Travis, a member of the United States Marine Corps, comes home from a deployment in Afghanistan with post-traumatic stress disorder after the death of his best friend. He quickly realizes that everything has changed. He doesn't want to be around his group of friends from high-school, the girlfriend that he left behind has dumped him for his younger brother, and his parents don't have the marriage they had before he left. Most importantly, he's grown up, and can't wait to get back to the Marine life he has.
While at a bar one night, he bumps into Harper, a girl he spread rumors about in middle-school. From that point on, his life changes even more, as he slowly falls in love with her.
I don't even know how to begin a review like this. So rarely has a book had this sort of effect on me. My husband was watching one of the Resident Evil movies, and normally, my response would be "yay, zombies!" when he asked me to watch it, but I just shook my head and kept reading. I started and finished in less time than it took him to get to the end of the movie. When I had finally flipped the last page, he turned to me and said "are you really crying???" I was, so hard.

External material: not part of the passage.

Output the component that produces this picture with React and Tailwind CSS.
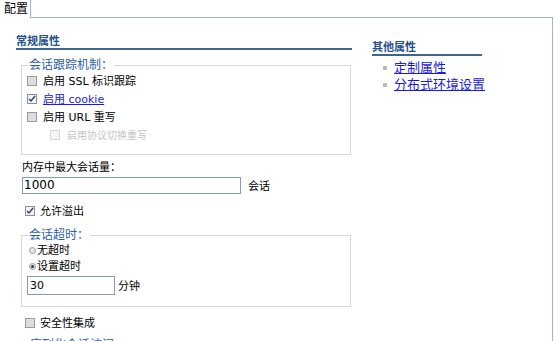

The characters in this book were exactly what every contemporary character should be. They had strengths and weaknesses, could be serious and humourous, and were just all-around realistic. Despite the fact that Travis was the main character in the book, he was probably one of the biggest jerks with the way he treated his brother. I was so happy that he made mistakes, and the whole novel didn't consist of him being the perfect person.
The supporting characters were well-fleshed out as well. Moss and Kevlar were two of the best backround characters I've read about since...I couldn't even tell you when. Even Paige, with her amazingly unlikeable personality, was believable.
And then, of course, Charlie. As someone who's lost a best friend (though, admittedly, not in the same fashion as Travis did), Trish Doller NAILED the emotions. The letter that Travis wrote on the last few pages is where I completely lost it and started bawling. I could practically feel the heartbreak Travis was going through.
I feel like if I continue this review, it will turn into a whole separate novel, so I'm going to end this here, although there are so many more aspects I can rave for hours about.